Le autorizzazioni concesse da tutti gli enti pubblici competenti che hanno vagliato il progetto, sono state per Banca Etica una condizione necessaria ma non sufficiente per decidere di erogare il finanziamento. Banca Etica ha infatti effettuato – come sempre fa – anche una propria indipendente valutazione degli impatti socio-ambientali dell’iniziativa, avvalendosi anche dei pareri positivi di importanti associazioni di tutela dell’ambiente e del paesaggio quali Legambiente, Associazioni Borghi Autentici, CSV.

“Alcuni – conclude Usai – hanno contestato le modalità di erogazione del finanziamento. Queste illazioni sono state però mosse da persone che evidentemente non hanno dimestichezza con gli strumenti del credito bancario che si sono meravigliate per il fatto che il fido sia stato deliberato prima che la Cooperativa Il Quinto Elemento avesse ottenuto tutte le autorizzazioni. Bisogna sapere che la “delibera” di fido è valida 6 mesi ed è tutt’altra cosa rispetto all’”erogazione” che – come nel caso di cui parliamo –  può essere vincolata ad esempio all’ottenimento di autorizzazioni. E’ una prassi comune per tutte le banche e per diversi tipi di finanziamento. Nel caso specifico, l’erogazione è stata fatta a giugno e su un “conto bloccato”, cioè non accessibile al cliente se non per chiedere pagamenti documentati a fronte di effettive spese legate al progetto e quindi successive all’ottenimento delle necessarie autorizzazioni. Le spese sostenute nei primi mesi dopo l’erogazione sono state quelle che servivano per completare l’iter di tutte le autorizzazioni ricevute. La somma deliberata complessivamente è stata di 900.000,00 euro. L’erogato, cioè quanto reso via via disponibile alla cooperativa, è ad oggi pari a 896.359,10 euro. La somma è stata messa a disposizione dopo un accurato controllo delle fatture da saldare, che dovevano essere relative all’avanzamento del cantiere e pertanto ammissibili. La linea di credito, in qualità di mutuo chirografario, è per sua natura priva di “garanzie reali” ma è coperta all’80% da una garanzia concessa da Medio Credito Centrale. Banca Etica dove è possibile (come tutti gli istituti di credito) garantisce le linee di credito che concede al fine di ridurre il rischio e gli assorbimenti patrimoniali”.

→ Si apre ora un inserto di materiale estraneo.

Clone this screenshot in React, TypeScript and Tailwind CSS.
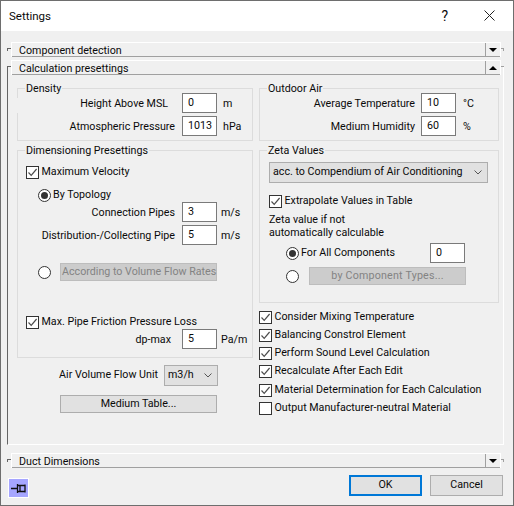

Al di là dei tecnicismi bancari – che Banca Etica è sempre pronta a spiegare in assoluta trasparenza – la speranza è che il dibattito intorno a questo progetto e la sua effettiva fruizione in primis da parte della cittadinanza di Alghero –  serva a mantenere vivo il dibattito con le comunità locali sui tanti luoghi, in provincia di Sassari, ma non solo, abbandonati al degrado e all’incuria, e sui quali occorrerebbe attivarsi, discutere, immaginare progetti e cercare risorse per realizzarli.